Dalam konteks seperti itu, gelar akademik itu adalah non-sen. ia tak berarti dan tak memiliki banyak manfaat. Ia hanya bisa cair melalui lobi-lobi, tawar-menawar, dan bahkan bagian terburuknya berbagi peran. Dalam apa yang dipahami secara sederhana sebagai saling mengikat, menjebak, dan menyandera dalam silang sekarut "pertukaran". Dari sinilah kemudian muncul preseden KKN yang hari-hari ini populer sebagai oligarki.

Mungkin dari rasa frustasi sendiri itulah, sehingga seolah Jokowi malah tampak menjadi bagian penting dari olgarki itu sendiri. Hal yang terindikasi kuat, dari majunya anak sulung dan menantunya sebagai pejabat publik. Tapi, benang merah dan sisi baiknya dalam lingkaran dalam Jokowi itu, ia sama sekali tak menunjukkan "kebutuhan akan gelar akademik".

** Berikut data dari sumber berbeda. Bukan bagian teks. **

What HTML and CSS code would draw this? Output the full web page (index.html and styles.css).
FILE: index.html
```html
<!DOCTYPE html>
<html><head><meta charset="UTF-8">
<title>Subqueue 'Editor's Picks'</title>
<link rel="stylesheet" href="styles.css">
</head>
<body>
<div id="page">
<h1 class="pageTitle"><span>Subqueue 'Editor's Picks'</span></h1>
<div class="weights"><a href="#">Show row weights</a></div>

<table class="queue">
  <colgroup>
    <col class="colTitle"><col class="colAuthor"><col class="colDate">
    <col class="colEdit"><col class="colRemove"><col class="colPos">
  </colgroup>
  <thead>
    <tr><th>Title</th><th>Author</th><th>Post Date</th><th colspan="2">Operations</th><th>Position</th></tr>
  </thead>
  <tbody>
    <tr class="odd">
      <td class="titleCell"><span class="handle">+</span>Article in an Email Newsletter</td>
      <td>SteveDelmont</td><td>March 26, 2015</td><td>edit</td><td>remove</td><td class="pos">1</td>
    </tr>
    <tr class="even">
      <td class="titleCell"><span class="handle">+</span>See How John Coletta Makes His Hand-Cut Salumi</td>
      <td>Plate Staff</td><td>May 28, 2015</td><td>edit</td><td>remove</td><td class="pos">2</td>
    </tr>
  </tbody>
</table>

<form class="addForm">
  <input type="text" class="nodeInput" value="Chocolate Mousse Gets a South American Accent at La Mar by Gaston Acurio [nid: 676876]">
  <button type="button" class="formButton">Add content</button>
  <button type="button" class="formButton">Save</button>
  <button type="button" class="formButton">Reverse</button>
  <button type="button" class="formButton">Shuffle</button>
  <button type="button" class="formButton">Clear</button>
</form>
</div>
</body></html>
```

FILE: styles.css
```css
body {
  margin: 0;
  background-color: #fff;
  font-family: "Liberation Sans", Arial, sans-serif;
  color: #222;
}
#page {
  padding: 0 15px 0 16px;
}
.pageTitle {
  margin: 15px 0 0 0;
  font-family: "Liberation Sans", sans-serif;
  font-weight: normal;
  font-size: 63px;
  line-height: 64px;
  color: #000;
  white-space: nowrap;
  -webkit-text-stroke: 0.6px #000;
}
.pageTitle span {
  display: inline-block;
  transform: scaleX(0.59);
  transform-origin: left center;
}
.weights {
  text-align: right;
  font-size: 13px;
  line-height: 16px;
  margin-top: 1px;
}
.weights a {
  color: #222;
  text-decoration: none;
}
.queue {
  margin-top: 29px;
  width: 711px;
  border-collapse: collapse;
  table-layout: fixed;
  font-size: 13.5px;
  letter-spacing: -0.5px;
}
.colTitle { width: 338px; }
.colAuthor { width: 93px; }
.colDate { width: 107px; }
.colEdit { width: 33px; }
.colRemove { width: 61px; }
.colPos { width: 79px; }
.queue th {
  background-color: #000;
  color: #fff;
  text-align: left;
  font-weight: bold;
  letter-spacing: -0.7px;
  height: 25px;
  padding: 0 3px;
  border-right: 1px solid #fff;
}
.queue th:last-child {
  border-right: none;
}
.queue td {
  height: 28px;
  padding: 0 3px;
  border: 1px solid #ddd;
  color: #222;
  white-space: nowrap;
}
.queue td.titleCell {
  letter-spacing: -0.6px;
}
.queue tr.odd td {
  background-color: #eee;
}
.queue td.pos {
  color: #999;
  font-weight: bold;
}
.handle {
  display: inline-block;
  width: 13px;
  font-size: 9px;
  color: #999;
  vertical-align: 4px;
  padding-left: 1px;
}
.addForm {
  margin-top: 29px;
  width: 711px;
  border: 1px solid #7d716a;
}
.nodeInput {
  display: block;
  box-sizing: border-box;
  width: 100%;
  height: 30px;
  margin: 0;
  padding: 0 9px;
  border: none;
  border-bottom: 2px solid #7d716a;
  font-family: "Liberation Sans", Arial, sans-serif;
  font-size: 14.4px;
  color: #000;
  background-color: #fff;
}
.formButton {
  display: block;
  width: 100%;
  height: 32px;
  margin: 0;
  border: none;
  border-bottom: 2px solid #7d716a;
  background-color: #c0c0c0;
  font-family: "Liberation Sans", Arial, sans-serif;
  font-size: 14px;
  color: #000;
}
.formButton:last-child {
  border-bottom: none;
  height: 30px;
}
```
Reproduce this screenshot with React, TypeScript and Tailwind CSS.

Alasan keluarga Jokowi saya yakin sederhana, mereka akan menghindarkan diri pada trend buruk hari ini untuk "meninggikan gelar, merendahkan nalar". Mungkin mereka belajar dari apa yang sangat ditakutkan oleh filsafat modern yang mula-mula dipopulerkan kaum neuro-science bahwa biasanya mereka yang tidak memiliki kompetensi, mereka akan melebih-lebihkan segala sesuatu. Dimulai dari melebih-lebihkan dirinya sendiri...

NB: Saya cukup heran, dengan trend mengejar gelar akademi hari ini. Trend yang juga sekaligus diikuti dengan cara memanipulasi kompetensi. Dan hal ini, terjadi justru makin parah di dunia pendidikan. Tatkala guru-guru yang menjadi pengajar, rata-rata adalah justru mereka yang terdepan sebagai manipulator kompetensi. Karena itu jangan berharap dari model pendidikan seperti itu akan lahir generasi yang penuh integritas, kredibiltas apalagi otentisitas. Tulisan ini untuk menghormati tiga senior saya, yang saya pikir tanpa gelar akademik ini itu tapi sangat memiliki kompetensi, integritas, dan otentisitas. Pakyai Isni Wahyudi, Akang Pilot Iwan Hernawan Suriadikusumah, dan Pak Handogo Sukarno.